Antes do Grande Evento, os membros do culto tinham se esquivado de quase toda a publicidade, exceto por um único aviso em um press release, isso apesar de a notícia da catástrofe vindoura ter se espalhado por todo o meio-oeste e os membros terem recebido muitos pedidos para falar em frente às câmeras. Agora, porém, à medida que a noite se esgotava e o céu permanecia seco, Festinger observou uma coisa estranha começar a acontecer. Os membros do culto deixaram abertas as cortinas para as equipes com câmeras. Eles as convidaram a entrar, galante e maniacamente, oferecendo-lhes chá e bolachas. Marion Keech, sentada na cadeira da sala de estar, recebeu uma mensagem urgente de um ser de alta densidade que disse, depois que ela havia escrito apressadamente, para que entrasse em contato com o máximo possível dc estações da mídia e anunciasse que o dilúvio não viria porque "o pequeno grupo sentado a noite toda tinha espalhado tanta luz que deus salvou o mundo da destruição". A Sra. Keech chamou a ABC, a CBS e o The New York Times e isso foi uma mudança de 180 graus; agora ela queria falar. Por volta das 4 horas, um repórter telefonou. Ele tinha telefonado há apenas poucos dias e perguntado, com muito sarcasmo, se a Sra. Keech gostaria de vir ao seu programa e participar de uma festa de fim do mundo, ao que ela havia respondido batendo com o telefone, exaltada, furiosa. Agora, quando ele telefonava de volta para tentar apanhá-la pelo fracasso da profecia, ela disse: "Venha já! Neste mi-nu-to!" Membros do culto telefonaram para Life, Time e Newsweek e, nos dias que se seguiram, deram dezenas de entrevistas a repórteres, tudo numa tentativa de convencer o público de que suas ações e crenças não tinham sido em vão. Eles saudaram a notícia de um terremoto em 21 de dezembro na Itália com alegria e danças. "A pele da Terra [está] deslizando."

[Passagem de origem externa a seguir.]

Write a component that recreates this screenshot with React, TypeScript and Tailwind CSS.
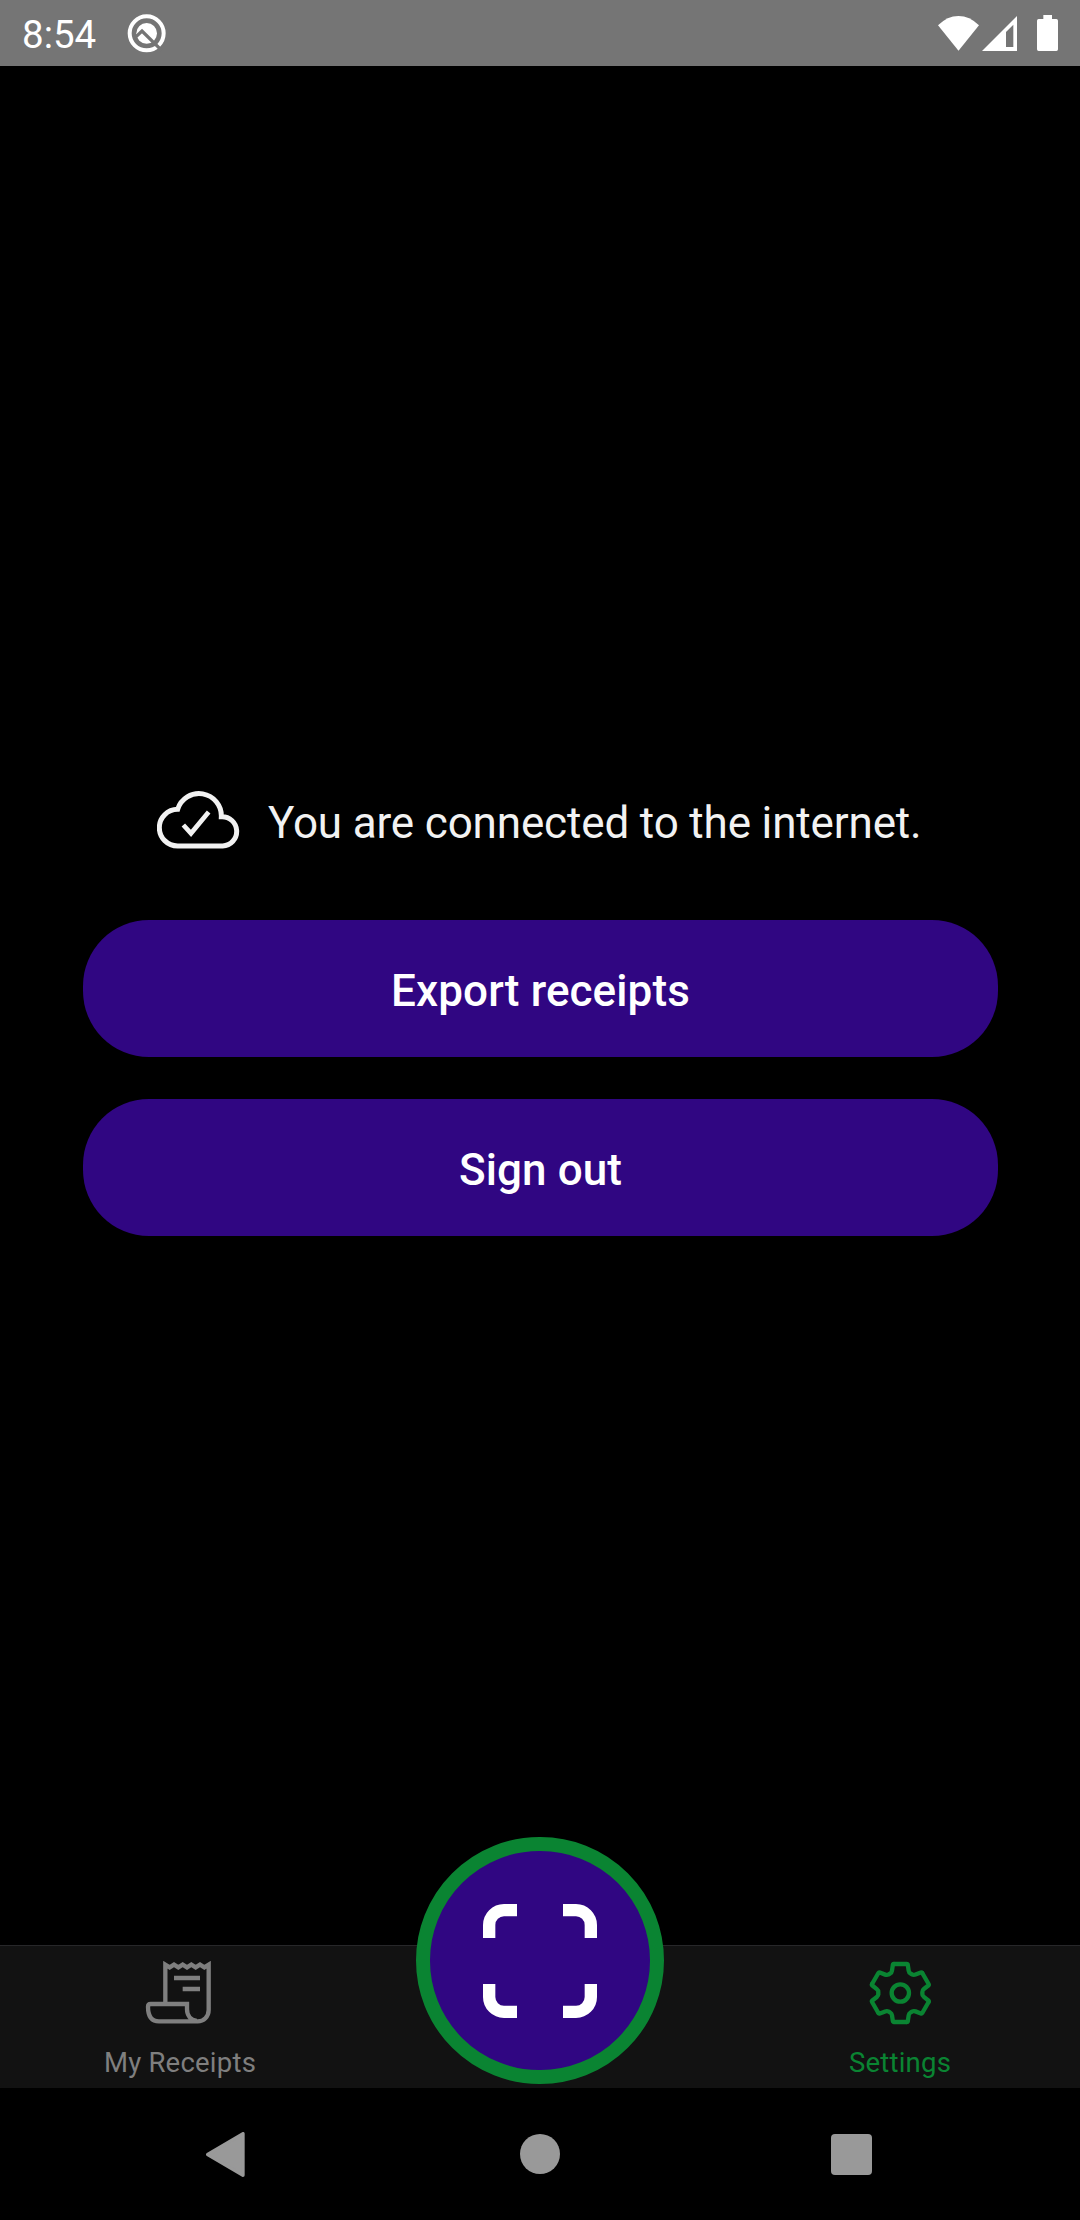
import React from "react";

const GEAR_TOOTH =
  "M-19 -87 H19 Q22 -87 22.5 -84 L25 -67 Q26 -61 30 -59 L36.1 -55.5 Q39.8 -53 45.5 -55.2 L61.5 -61.5 Q64.3 -62.5 65.8 -60";

function StatusBar() {
  return (
    <header className="flex h-[66px] shrink-0 items-center bg-[#757575] pl-[22px] pr-[22px] text-white">
      <span className="pt-[3px] text-[38.5px] leading-[45px]">8:54</span>
      <svg className="ml-[31px] h-[39px] w-[39px]" viewBox="380 41 117 117">
        <circle cx="439" cy="99" r="51" fill="none" stroke="white" strokeWidth="12" />
        <circle cx="439" cy="99" r="31" fill="white" />
        <path d="M404 112 L425 92 L484 150" fill="none" stroke="#757575" strokeWidth="10" />
      </svg>
      <svg className="ml-auto h-[35px] w-[41px]" viewBox="114 45 123 105">
        <path d="M114 73 Q142 45 175.5 45 Q209 45 237 73 L175.5 149 Z" fill="white" />
      </svg>
      <svg className="ml-[3px] h-[35px] w-[35px]" viewBox="246 45 105 105">
        <path d="M246 150 L351 45 V150 Z M318 93 V138 H340 V71 Z" fill="white" fillRule="evenodd" />
      </svg>
      <svg className="ml-[20px] h-[36px] w-[21px]" viewBox="411 45 63 108">
        <path d="M430 45 H456 V57 H469 Q474 57 474 62 V148 Q474 153 469 153 H416 Q411 153 411 148 V62 Q411 57 416 57 H430 Z" fill="white" />
      </svg>
    </header>
  );
}

function CloudCheck() {
  return (
    <svg className="h-[60px] w-[84px] shrink-0" viewBox="51 60 252 180" fill="none" stroke="#f2f2f2" strokeWidth="15">
      <path d="M113 228 A55 55 0 0 1 113 118 A67 67 0 0 1 244 140 A44 44 0 0 1 248 228 Z" />
      <path d="M130 165 L153 190 L206 126" strokeWidth="14" />
    </svg>
  );
}

function ReceiptIcon() {
  return (
    <svg className="mr-[2px] h-[64px] w-[68px]" viewBox="195 93 204 192" fill="none" stroke="#7f7f7f" strokeWidth="13">
      <path d="M256 222 V104 L269 112 L282 104 L295 112 L308 104 L321 112 L334 104 L347 112 L360 104 L373 112 L386 104 V240 C386 260 371 274 353 274 H237 C212 274 204 254 204 230 Q204 222 212 222 H321 V238 C321 256 332 270 350 273" />
      <path d="M282 144 H360 M308 177 H360" />
    </svg>
  );
}

function GearIcon() {
  return (
    <svg className="h-[64px] w-[64px]" viewBox="-97 -96 192 192" fill="none" stroke="#0a8432" strokeWidth="13">
      {[0, 60, 120, 180, 240, 300].map((angle) => (
        <path key={angle} d={GEAR_TOOTH} transform={`rotate(${angle})`} strokeLinecap="round" />
      ))}
      <circle r="26" />
    </svg>
  );
}

function ScanButton() {
  return (
    <button
      aria-label="Scan"
      className="absolute -top-[109px] left-[416px] flex h-[247px] w-[248px] items-center justify-center rounded-full border-[14px] border-[#0a8432] bg-[#300682]"
    >
      <svg className="h-[114px] w-[114px]" viewBox="0 0 342 342" fill="none" stroke="white" strokeWidth="37">
        <path d="M18.5 102 V63 A44.5 44.5 0 0 1 63 18.5 H102 M240 18.5 H279 A44.5 44.5 0 0 1 323.5 63 V102 M323.5 240 V279 A44.5 44.5 0 0 1 279 323.5 H240 M102 323.5 H63 A44.5 44.5 0 0 1 18.5 279 V240" />
      </svg>
    </button>
  );
}

function ActionButton({ label }: { label: string }) {
  return (
    <button className="flex h-[137px] w-[915px] items-center justify-center rounded-[66px] bg-[#300682] pt-[5px] text-[44px] leading-[52px] font-medium tracking-[0.1px] text-white">
      {label}
    </button>
  );
}

export default function App() {
  return (
    <div className="flex h-[2220px] w-[1080px] flex-col overflow-hidden bg-black font-['Roboto',sans-serif]">
      <StatusBar />
      <main className="flex min-h-0 flex-1 flex-col items-center pt-[724px]">
        <div className="flex h-[60px] w-[766px] items-center gap-[27px]">
          <CloudCheck />
          <p className="whitespace-nowrap pt-[6px] text-[44px] leading-[52px] tracking-[-0.15px] text-[#f2f2f2]">
            You are connected to the internet.
          </p>
        </div>
        <div className="mt-[70px] ml-px flex flex-col gap-[42px]">
          <ActionButton label="Export receipts" />
          <ActionButton label="Sign out" />
        </div>
      </main>
      <nav className="relative grid h-[143px] shrink-0 grid-cols-3 border-t border-[#272729] bg-[#121212] text-[27.5px] leading-[32px] tracking-[0.22px]">
        <div className="flex flex-col items-center pt-[15px] text-[#7f7f7f]">
          <ReceiptIcon />
          <span className="mt-[22px]">My Receipts</span>
        </div>
        <div />
        <div className="flex flex-col items-center pt-[15px] text-[#0a8432]">
          <GearIcon />
          <span className="mt-[22px]">Settings</span>
        </div>
        <ScanButton />
      </nav>
      <footer className="flex h-[132px] shrink-0 items-center justify-between pl-[206px] pr-[208px]">
        <svg className="h-[45px] w-[39px]" viewBox="79 96 117 135">
          <path d="M84 163.500 L190 101 V226 Z" fill="#999999" stroke="#999999" strokeWidth="10" strokeLinejoin="round" />
        </svg>
        <div className="ml-[4px] size-[40px] rounded-full bg-[#999999]" />
        <div className="size-[41px] rounded-[4px] bg-[#999999]" />
      </footer>
    </div>
  );
}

Dissonância. Um milhão de racionalizações, linhas falhas na Terra, no cérebro e toda espécie de maneira para costurá-los. Só podemos imaginar a diversão de Festinger e também seu pesar, enquanto via o modo como as pessoas pulavam para as mentiras, faziam vista grossa, esquadrinhavam, separavam, nivelavam. Para Festinger, o dramático aumento no proselitismo público após um fracasso tão óbvio foi inteiramente contra-intuitivo e tornou-se a base para uma teoria e um conjunto de experimentos planejados para testar a teoria: dissonância cognitiva. O que Festinger descobriu, em sua infiltração no culto e sua leitura da história, foi que é precisamente quando uma crença é desconfirmada que os grupos religiosos começam o proselitismo, uma espécie de mecanismo de defesa desesperado. A disjunção entre aquilo em que se acredita e a evidencia factual é altamente incômoda, como arranhar a lousa. O alívio só virá se mais e mais pessoas se alistarem à espaçonave, por assim dizer, porque se todos nós estivermos voando juntos nesta coisa, então certamente deveremos estar certos.